Many of the more traditional dwarf tribes have no female pronouns, like ‘she’ or ‘her’. It follows that the courtship of dwarfs is an incredibly tactful affair.

11

Well, not often. Not on a daily basis, anyway. At least, not everywhere. But probably in some cold countries people say, ‘Hey, those eskimos! What a people! Fifty words for snow! Can you believe that? Amazing!’ quite a lot.

12

Of course, lots of dwarfs, trolls, native people, trappers, hunters and the merely badly lost had discovered it on an almost daily basis for thousands of years.
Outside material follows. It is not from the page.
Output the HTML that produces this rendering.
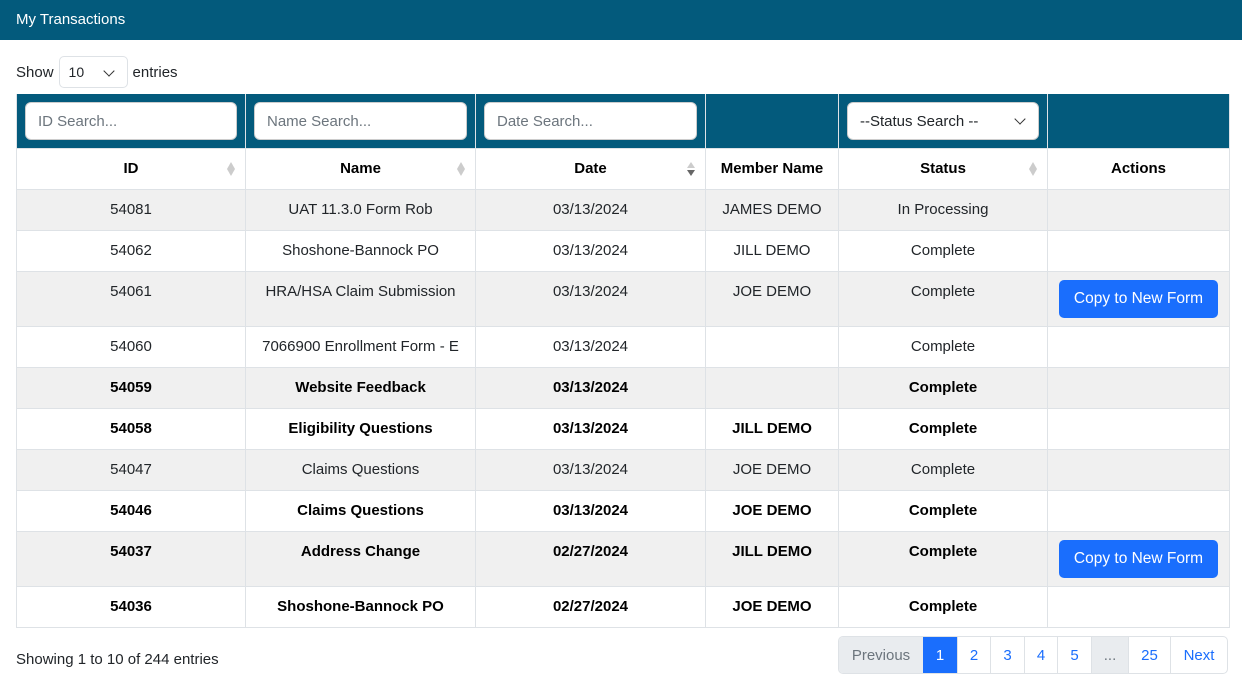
<!DOCTYPE html>
<html><head><style>
*{box-sizing:border-box;margin:0;padding:0}
body{width:1242px;height:686px;background:#fff;font-family:"Liberation Sans",sans-serif;font-size:15px;color:#212529;position:relative;overflow:hidden}
.top{position:absolute;left:0;top:0;width:1242px;height:40px;background:#035a7c;color:#fff;padding:11px 16px;font-size:15px}
.show{position:absolute;left:16px;top:56px;height:32px;display:flex;align-items:center;gap:5px}
.sel{width:69px;height:32px;border:1px solid #dee2e6;border-radius:5px;padding:7px 9px;font-size:14px;position:relative}
.chev{position:absolute;right:14px;top:10px;width:8px;height:8px;border-right:1.5px solid #333;border-bottom:1.5px solid #333;transform:rotate(45deg)}
table{position:absolute;left:16px;top:94px;border-collapse:collapse;width:1213px;table-layout:fixed}
td,th{border:1px solid #dee2e6;text-align:center;vertical-align:top;padding:0 4px}
tr.f td{background:#035a7c;height:54px;padding:8px 8px;border-color:#dee2e6;border-top:none}
.inp{height:38px;background:#fff;border-radius:6px;border:1px solid #ccc;color:#6c757d;text-align:left;padding:10px 12px;font-size:15px;position:relative}
th{height:41px;font-weight:bold;padding-top:11px;position:relative;color:#000}
.s{position:absolute;right:10px;top:13px;width:8px;height:14px;color:#ccc}
td{height:41px;padding-top:11px}
tr.g td{background:#f0f0f0}
tr.b td{font-weight:bold;color:#000}
tr.t td{height:55px}
.btn{display:inline-block;background:#1a6efd;color:#fff;border-radius:5px;width:159px;height:38px;padding-top:10px;margin-top:-3px;font-size:15.5px;font-weight:normal}
.info{position:absolute;left:16px;top:651px}
.pg{position:absolute;left:838px;top:636px;height:38px;display:flex;border:1px solid #dee2e6;border-radius:5px;overflow:hidden}
.pg div{height:36px;border-left:1px solid #dee2e6;color:#1a6efd;text-align:center;padding-top:10px}
</style></head><body>
<div class="top">My Transactions</div>
<div class="show">Show <div class="sel">10<span class="chev"></span></div> entries</div>
<table>
<colgroup><col style="width:229px"><col style="width:230px"><col style="width:230px"><col style="width:133px"><col style="width:209px"><col style="width:182px"></colgroup>
<tr class="f"><td><div class="inp">ID Search...</div></td><td><div class="inp">Name Search...</div></td><td><div class="inp">Date Search...</div></td><td></td><td><div class="inp" style="color:#212529;width:192px">--Status Search --<span class="chev" style="top:12px"></span></div></td><td></td></tr>
<tr><th>ID<svg class="s" viewBox="0 0 8 14"><path d="M4 0L8 7L4 14L0 7Z" fill="#ccc"/></svg></th><th>Name<svg class="s" viewBox="0 0 8 14"><path d="M4 0L8 7L4 14L0 7Z" fill="#ccc"/></svg></th><th>Date<svg class="s" viewBox="0 0 8 14"><path d="M4 0L8 6H0Z" fill="#ccc"/><path d="M0 8H8L4 14Z" fill="#666"/></svg></th><th>Member Name</th><th>Status<svg class="s" viewBox="0 0 8 14"><path d="M4 0L8 7L4 14L0 7Z" fill="#ccc"/></svg></th><th>Actions</th></tr>
<tr class="g"><td>54081</td><td>UAT 11.3.0 Form Rob</td><td>03/13/2024</td><td>JAMES DEMO</td><td>In Processing</td><td></td></tr>
<tr><td>54062</td><td>Shoshone-Bannock PO</td><td>03/13/2024</td><td>JILL DEMO</td><td>Complete</td><td></td></tr>
<tr class="g t"><td>54061</td><td>HRA/HSA Claim Submission</td><td>03/13/2024</td><td>JOE DEMO</td><td>Complete</td><td><span class="btn">Copy to New Form</span></td></tr>
<tr><td>54060</td><td>7066900 Enrollment Form - E</td><td>03/13/2024</td><td></td><td>Complete</td><td></td></tr>
<tr class="g b"><td>54059</td><td>Website Feedback</td><td>03/13/2024</td><td></td><td>Complete</td><td></td></tr>
<tr class="b"><td>54058</td><td>Eligibility Questions</td><td>03/13/2024</td><td>JILL DEMO</td><td>Complete</td><td></td></tr>
<tr class="g"><td>54047</td><td>Claims Questions</td><td>03/13/2024</td><td>JOE DEMO</td><td>Complete</td><td></td></tr>
<tr class="b"><td>54046</td><td>Claims Questions</td><td>03/13/2024</td><td>JOE DEMO</td><td>Complete</td><td></td></tr>
<tr class="g b t"><td>54037</td><td>Address Change</td><td>02/27/2024</td><td>JILL DEMO</td><td>Complete</td><td><span class="btn">Copy to New Form</span></td></tr>
<tr class="b"><td>54036</td><td>Shoshone-Bannock PO</td><td>02/27/2024</td><td>JOE DEMO</td><td>Complete</td><td></td></tr>
</table>
<div class="info">Showing 1 to 10 of 244 entries</div>
<div class="pg">
<div style="width:84px;background:#e9ecef;color:#6c757d;border-left:none">Previous</div>
<div style="width:34px;background:#1a6efd;color:#fff;border-left:none">1</div>
<div style="width:33px">2</div><div style="width:34px">3</div><div style="width:33px">4</div><div style="width:34px">5</div>
<div style="width:37px;background:#e9ecef;color:#6c757d">...</div>
<div style="width:42px">25</div><div style="width:57px">Next</div>
</div>
</body></html>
But they weren’t explorers and didn’t count.

13

Nanny Ogg sent a number of cards home to her family, not a single one of which got back before she did. This is traditional, and happens everywhere in the universe.

14

Something about Nanny Ogg rubbed off on people.

15

The Yen Buddhists are the richest religious sect in the universe. They hold that the accumulation of money is a great evil and burden to the soul. They therefore, regardless of personal hazard, see it as their unpleasant duty to acquire as much as possible in order to reduce the risk to innocent people.

16

Black Aliss wasn’t very good with words either. They had to give her quite a lot of money to go away and not make a scene.

17

Whereas in Ankh-Morpork, business was often so slow that some of the more go-ahead Guild members put adverts in shop windows offering deals like ‘Stab two, poison one free’.

18

Ronald the Third of Lancre, believed to be an extremely unpleasant monarch, was remembered by posterity only in this obscure bit of rhyming slang.

19

Nanny Ogg knew how to start spelling ‘banana’, but didn’t know how you stopped.

20

Always in front of you in any queue, for a start.

21

Racism was not a problem on the Discworld, because — what with trolls and dwarfs and so on — speciesism was more interesting. Black and white lived in perfect harmony and ganged up on green.

22

As Desiderata said, fairy godmothers tend to get heavily involved with kitchens.

23

Two logs and hope.

24

This is the last line of a Discworld joke lost, alas, to posterity.